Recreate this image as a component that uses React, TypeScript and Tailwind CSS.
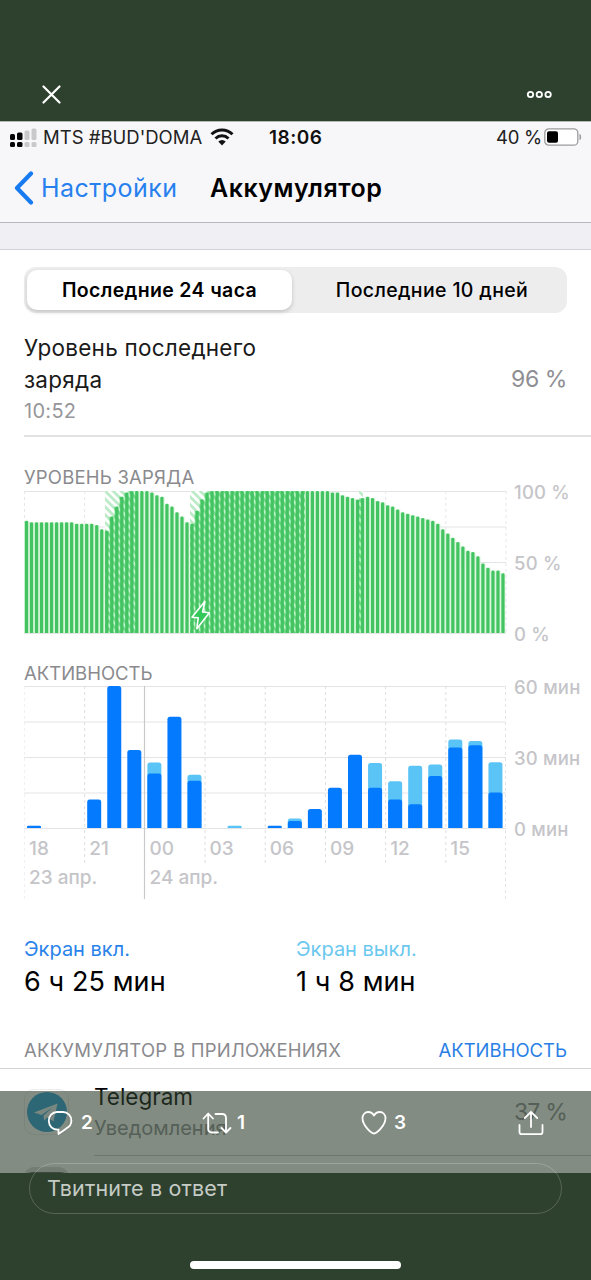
import React from 'react';

const STEP = 481.5 / 96;
const HOUR = 481.5 / 24;

const levels: number[] = [
  79, 78, 78, 78, 78, 78, 78, 78, 78, 78, 77, 77, 77, 77, 76, 73,
  72, 82, 89, 96, 99, 100, 100, 100, 100, 99, 97, 96, 91, 89, 85, 82,
  78, 77, 86, 94, 99, ...Array<number>(24).fill(100), 99, 99, 97,
  96, 95, 94, 95, 96, 95, 93, 92, 90, 89, 87, 85, 84, 83, 82, 81,
  80, 79, 77, 73, 70, 67, 64, 61, 58, 57, 54, 49, 46, 44, 44, 42,
];

// x and width of every charging period
const charging = [
  { x: 81, width: 33 },
  { x: 166, width: 115 },
  { x: 335, width: 4 },
];

// minutes with the screen on and off, one entry per hour
const activity: [number, number][] = [
  [1, 0], [0, 0], [0, 0], [12, 0], [60, 0], [33, 0], [23, 4.7], [47, 0],
  [20, 2.5], [0, 0], [0, 1], [0, 0], [1, 0], [3, 1], [8, 0], [17, 0],
  [31, 0], [17, 10.5], [12, 7.8], [10, 16.3], [22, 4.8], [34, 3.4], [35, 1.8], [15, 12.8],
];

const hours = ['18', '21', '00', '03', '06', '09', '12', '15'];

const GridLines: React.FC = () => (
  <>
    {[0, 1, 2, 3, 4].map((n) => (
      <line key={n} x1="0" x2="482" y1={0.5 + n * 35.5} y2={0.5 + n * 35.5} stroke="#e4e4e7" />
    ))}
  </>
);

const LevelChart: React.FC = () => (
  <svg width="483" height="143" className="block shrink-0">
    <defs>
      <pattern id="hatch" width="5.6" height="5.6" patternUnits="userSpaceOnUse" patternTransform="rotate(-45)">
        <rect width="2.8" height="5.6" fill="#bdeac7" />
      </pattern>
      <pattern id="hatchDark" width="5.6" height="5.6" patternUnits="userSpaceOnUse" patternTransform="rotate(-45)">
        <rect width="5.6" height="5.6" fill="#b4f2c0" />
        <rect width="2.8" height="5.6" fill="#6bd681" />
      </pattern>
      <clipPath id="under">
        {levels.map((v, i) => (
          <rect key={i} x={i * STEP} width={STEP + 0.1} y={142 - v * 1.42} height={v * 1.42} />
        ))}
      </clipPath>
    </defs>
    <GridLines />
    {[0, 1, 2, 3, 4, 5, 6, 7, 8].map((n) => (
      <line key={n} x1={n * 60.19 + 0.5} x2={n * 60.19 + 0.5} y1="0" y2="142" stroke="#e6e6e9" strokeDasharray="3 3" />
    ))}
    {charging.map((c) => (
      <g key={c.x}>
        <rect x={c.x} width={c.width} y="0" height="142" fill="#fff" />
        <rect x={c.x} width={c.width} y="0" height="142" fill="url(#hatch)" />
      </g>
    ))}
    <g clipPath="url(#under)">
      <rect width="481.5" height="142" fill="#d3f6d6" />
      {charging.map((c) => (
        <rect key={c.x} x={c.x} width={c.width} y="0" height="142" fill="url(#hatchDark)" />
      ))}
    </g>
    {levels.map((v, i) => (
      <path
        key={i}
        d={`M${i * STEP + 0.9} 142V${143.4 - v * 1.42}q0 -1.4 1.6 -1.4t1.6 1.4V142z`}
        fill="#43c362"
      />
    ))}
    <path
      d="M180.8 110.5L168 126.2L174.2 126.8L172.8 137.8L185.3 121.8L178.6 121z"
      fill="#34c759"
      stroke="#fff"
      strokeWidth="1.6"
      strokeLinejoin="round"
    />
  </svg>
);

const bar = (x: number, minutes: number) => {
  const h = (minutes * 142) / 60;
  const r = Math.min(2.5, h / 2);
  return `M${x} 142V${142 - h + r}q0 ${-r} ${r} ${-r}h${14 - 2 * r}q${r} 0 ${r} ${r}V142z`;
};

const ActivityChart: React.FC = () => (
  <svg width="483" height="213" className="absolute left-0 top-0">
    <GridLines />
    {hours.map((h, n) =>
      n === 2 ? (
        <line key={h} x1="120.5" x2="120.5" y1="0" y2="213" stroke="#c9c9cc" strokeWidth="1.2" />
      ) : (
        <line
          key={h}
          x1={n * 60.19 + 0.5}
          x2={n * 60.19 + 0.5}
          y1="0"
          y2={n === 0 ? 213 : 177}
          stroke={n === 0 ? '#f0f0f3' : '#dededf'}
          strokeDasharray="3 3"
        />
      )
    )}
    <line x1="481.5" x2="481.5" y1="0" y2="213" stroke="#e4e4e7" strokeDasharray="3 3" />
    {activity.map(([on, off], i) => {
      const x = 3 + i * HOUR;
      return (
        <g key={i}>
          {off > 0 && <path d={bar(x, on + off)} fill="#5ac4f7" />}
          {on > 0 && <path d={bar(x, on)} fill="#047aff" />}
        </g>
      );
    })}
  </svg>
);

const Axis: React.FC<{ labels: string[] }> = ({ labels }) => (
  <div className="-mt-[9px] ml-[7px] flex h-[162px] flex-col justify-between text-[18.5px] leading-5 font-medium tracking-[0.2px] text-[#c5c5c9]">
    {labels.map((l) => (
      <span key={l} className="whitespace-nowrap">{l}</span>
    ))}
  </div>
);

const StatusBar: React.FC = () => (
  <div className="flex h-[31px] items-center pl-[10px] text-[18.5px] leading-[31px] text-[#222]">
    <svg width="27" height="20" viewBox="0 0 27 20" className="shrink-0">
      <g fill="#050505">
        <rect x="0" y="6" width="5" height="6" rx="1.5" />
        <rect x="0" y="14" width="5" height="5" rx="1.5" />
        <rect x="7" y="4.5" width="5.5" height="7.5" rx="1.5" />
        <rect x="7" y="14" width="5.5" height="5" rx="1.5" />
      </g>
      <g fill="#c9c9cb">
        <rect x="14.5" y="2.5" width="5" height="9.5" rx="1.5" />
        <rect x="14.5" y="14" width="5" height="5" rx="1.5" />
        <rect x="21.5" y="0.5" width="5" height="11.5" rx="1.5" />
        <rect x="21.5" y="14" width="5" height="5" rx="1.5" />
      </g>
    </svg>
    <span className="ml-[6px] w-[167px] shrink-0 whitespace-nowrap">MTS #BUD'DOMA</span>
    <svg width="24" height="18" viewBox="0 0 24 18" className="mb-[2px] shrink-0" fill="none" stroke="#111" strokeWidth="3">
      <path d="M1.500 6.300a15 15 0 0 1 21 0" />
      <path d="M5.500 10.500a9.300 9.300 0 0 1 13 0" />
      <path d="M12 17.500l-3.700-3.900a5.200 5.200 0 0 1 7.400 0z" fill="#111" stroke="none" />
    </svg>
    <span className="ml-[35px] w-[227px] shrink-0 text-[19px] font-semibold tracking-[0.5px] text-[#111]">18:06</span>
    <span className="w-[48px] shrink-0 whitespace-nowrap tracking-[-0.3px]">40 %</span>
    <svg width="38" height="18" viewBox="0 0 38 18" className="mb-[2px] shrink-0">
      <rect x="0.800" y="0.800" width="33" height="16.400" rx="4" fill="#fff" stroke="#9b9b9d" strokeWidth="1.300" />
      <rect x="3" y="3.300" width="11" height="11.400" rx="2" fill="#000" />
      <path d="M36 6.500q1.500 2.500 0 5z" fill="#9b9b9d" stroke="#9b9b9d" />
    </svg>
  </div>
);

const App: React.FC = () => {
  return (
    <div className="relative h-[1280px] w-[591px] overflow-hidden bg-[#2e402e] font-['Inter','Liberation_Sans',sans-serif] text-black">
      {/* Viewer header */}
      <header className="flex h-[121px] items-end justify-between pr-[38px] pb-[16px] pl-[42px]">
        <svg width="20" height="20" viewBox="0 0 20 20" stroke="#fff" strokeWidth="2.200" strokeLinecap="round">
          <path d="M1.500 1.500l16 16M17.500 1.500l-16 16" />
        </svg>
        <svg width="27" height="20" viewBox="0 0 27 20" fill="none" stroke="#fff" strokeWidth="1.800">
          <circle cx="4.500" cy="9.500" r="2.700" />
          <circle cx="13.300" cy="9.500" r="2.700" />
          <circle cx="22.100" cy="9.500" r="2.700" />
        </svg>
      </header>

      {/* Photo */}
      <main className="h-[1052px] overflow-hidden bg-white">
        <div className="h-[102px] border-t border-b border-t-[#b5bab5] border-b-[#b9b9bd] bg-[#f7f7fa]">
          <StatusBar />
          <div className="flex h-[70px] items-center pl-[14px]">
            <svg width="20" height="34" viewBox="0 0 20 34" fill="none" stroke="#187aef" strokeWidth="4.200" strokeLinecap="round" strokeLinejoin="round">
              <path d="M17 2.500L3 17L17 31.500" />
            </svg>
            <span className="mt-[2px] ml-[7px] w-[169px] text-[25px] tracking-[0.45px] text-[#2880ee]">Настройки</span>
            <h1 className="mt-[2px] text-[25px] font-semibold tracking-[0.5px]">Аккумулятор</h1>
          </div>
        </div>
        <div className="h-[27px] border-b border-[#d2d2d6] bg-[#efeff4]" />

        <div className="mt-[17px] ml-6 flex h-[46px] w-[543px] rounded-[12px] bg-[#ededee] p-[3px] text-[19.5px] leading-[41px] tracking-[0.35px]">
          <div className="w-[265px] rounded-[10px] bg-white text-center font-semibold shadow-[0_2px_4px_rgba(0,0,0,0.18)]">
            Последние 24 часа
          </div>
          <div className="flex-1 pl-[8px] text-center font-medium">Последние 10 дней</div>
        </div>

        <div className="ml-6 flex h-[124px] items-center justify-between border-b-2 border-[#e2e2e4] pr-6">
          <div className="mt-[9px]">
            <p className="w-[270px] text-[22.5px] leading-8 tracking-[0.25px] text-[#1a1a1a]">
              Уровень последнего
              <br />
              заряда
            </p>
            <p className="text-[20px] leading-[30px] tracking-[0.3px] text-[#96969a]">10:52</p>
          </div>
          <span className="mt-[11px] text-[23px] tracking-[-0.4px] text-[#8e8e93]">96 %</span>
        </div>

        <section className="ml-6 pt-[30px]">
          <h2 className="h-[24px] text-[18.5px] leading-[21px] tracking-[0.2px] text-[#8a8a8e]">УРОВЕНЬ ЗАРЯДА</h2>
          <div className="flex h-[143px]">
            <LevelChart />
            <Axis labels={['100 %', '50 %', '0 %']} />
          </div>
        </section>

        <section className="ml-6 pt-[28px]">
          <h2 className="h-[24px] text-[18.5px] leading-[22px] text-[#8a8a8e]">АКТИВНОСТЬ</h2>
          <div className="relative h-[213px]">
            <ActivityChart />
            <div className="flex h-[143px] pl-[483px]">
              <Axis labels={['60 мин', '30 мин', '0 мин']} />
            </div>
            <div className="relative mt-[9px] flex text-[19px] leading-[22px] font-medium text-[#c5c5c9]">
              {hours.map((h) => (
                <span key={h} className="w-[60.19px] pl-[5px]">{h}</span>
              ))}
            </div>
            <div className="relative mt-[7px] flex text-[19px] leading-[22px] font-medium text-[#c5c5c9]">
              <span className="w-[120.5px] pl-[5px]">23 апр.</span>
              <span className="pl-[5px]">24 апр.</span>
            </div>
          </div>
        </section>

        <div className="mt-[38px] ml-6 flex">
          <div className="w-[272px]">
            <p className="text-[20px] leading-6 text-[#2a83ea]">Экран вкл.</p>
            <p className="mt-[3px] text-[27px] leading-9 tracking-[0.1px]">6 ч 25 мин</p>
          </div>
          <div>
            <p className="text-[20px] leading-6 text-[#6bc8ef]">Экран выкл.</p>
            <p className="mt-[3px] text-[27px] leading-9 tracking-[0.1px]">1 ч 8 мин</p>
          </div>
        </div>

        <div className="mt-[34px] flex h-[35px] justify-between border-b border-[#d3d3d6] px-6 text-[18.5px] leading-[32px]">
          <span className="tracking-[0.25px] text-[#8a8a8e]">АККУМУЛЯТОР В ПРИЛОЖЕНИЯХ</span>
          <span className="text-[#2a7fe6]">АКТИВНОСТЬ</span>
        </div>

        <div className="flex h-[87px] pl-6">
          <div className="mt-[20px] flex h-[46px] w-[45px] items-center justify-center rounded-[10px] border border-[#ececec]">
            <svg width="40" height="40" viewBox="0 0 40 40">
              <circle cx="20" cy="20" r="20" fill="#2ba1dc" />
              <path d="M7 20.500L30.500 11.500L26.500 29.500L20.500 25.500L17 28.500L16.500 23.500L25.500 15.500L14.500 23z" fill="#e8f3f9" />
            </svg>
          </div>
          <div className="ml-[25px] flex flex-1 justify-between border-b border-[#c8c8cc] pt-[14px] pr-6">
            <div>
              <p className="text-[22.5px] leading-7">Telegram</p>
              <p className="mt-[4px] text-[20px] leading-[26px] text-[#8e8e93]">Уведомления</p>
            </div>
            <span className="pt-[13px] text-[23px] leading-8 tracking-[-0.8px] text-[#8e8e93]">37 %</span>
          </div>
        </div>
        <div className="mt-[11px] ml-6 h-[45px] w-[45px] rounded-[10px] border-t-[5px] border-[#d9d9d9] bg-[#555]" />
      </main>

      {/* Tweet actions over the photo */}
      <footer className="absolute inset-x-0 bottom-0 h-[189px] bg-[#2e402e]/60">
        <div className="flex h-[64px] items-center text-[19px] leading-[26px] font-semibold text-white">
          <div className="ml-[47px] flex w-[155px] items-center">
            <svg width="26" height="26" viewBox="0 0 26 26" fill="none" stroke="#fff" strokeWidth="1.800" strokeLinejoin="round">
              <path d="M10 2h6a8.400 8.400 0 0 1 8.400 8.700c0 3.500-2 6-5 7.700L11.500 24v-4.300C5.500 20 1.800 16 1.800 10.800A8.400 8.400 0 0 1 10 2z" />
            </svg>
            <span className="ml-2">2</span>
          </div>
          <div className="flex w-[159px] items-center">
            <svg width="30" height="26" viewBox="0 0 30 26" fill="none" stroke="#fff" strokeWidth="1.800" strokeLinecap="round" strokeLinejoin="round">
              <path d="M1.500 8.500L6.200 3.500L11 8.500M6.200 4v14.500q0 4 4 4H16" />
              <path d="M13.500 4H20q4 0 4 4v14.500M19.500 18L24 22.500L28.500 18" />
            </svg>
            <span className="ml-[5px]">1</span>
          </div>
          <div className="flex w-[157px] items-center">
            <svg width="26" height="26" viewBox="0 0 26 26" fill="none" stroke="#fff" strokeWidth="1.800" strokeLinejoin="round">
              <path d="M13 5.500C14.500 2.800 17 2 18.800 2C22 2 24.500 4.600 24.500 8.200C24.500 15 16 23.500 13 23.500C10 23.500 1.500 15 1.500 8.200C1.500 4.600 4 2 7.200 2C9 2 11.500 2.800 13 5.500z" />
            </svg>
            <span className="ml-[7px]">3</span>
          </div>
          <svg width="26" height="26" viewBox="0 0 26 26" fill="none" stroke="#fff" strokeWidth="1.800" strokeLinecap="round" strokeLinejoin="round">
            <path d="M13 17V2M6.800 8L13 1.800L19.200 8M1.500 15v7q0 2.200 2.200 2.200h18.600q2.200 0 2.200-2.200v-7" />
          </svg>
        </div>
      </footer>
      <div className="absolute inset-x-0 top-[1173px] h-[107px] bg-[#2e402e]" />
      <div className="absolute inset-x-[29px] top-[1163px] h-[51px] rounded-full border-[1.5px] border-white/20 pl-[17px] text-[21.5px] leading-[49px] tracking-[0.15px] text-[#c5cbc5]">
        Твитните в ответ
      </div>
      <div className="absolute top-[1261px] left-[190px] h-2 w-[211px] rounded-full bg-white" />
    </div>
  );
};

export default App;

═══

Return only the lines from the start of the data through the line that contains "const HOUR = 481.5 / 24;", please, copying them exactly and omitting all pictures.

**Solution to this exercise:**
Recreate this image as a component that uses React, TypeScript and Tailwind CSS.
import React from 'react';

const STEP = 481.5 / 96;
const HOUR = 481.5 / 24;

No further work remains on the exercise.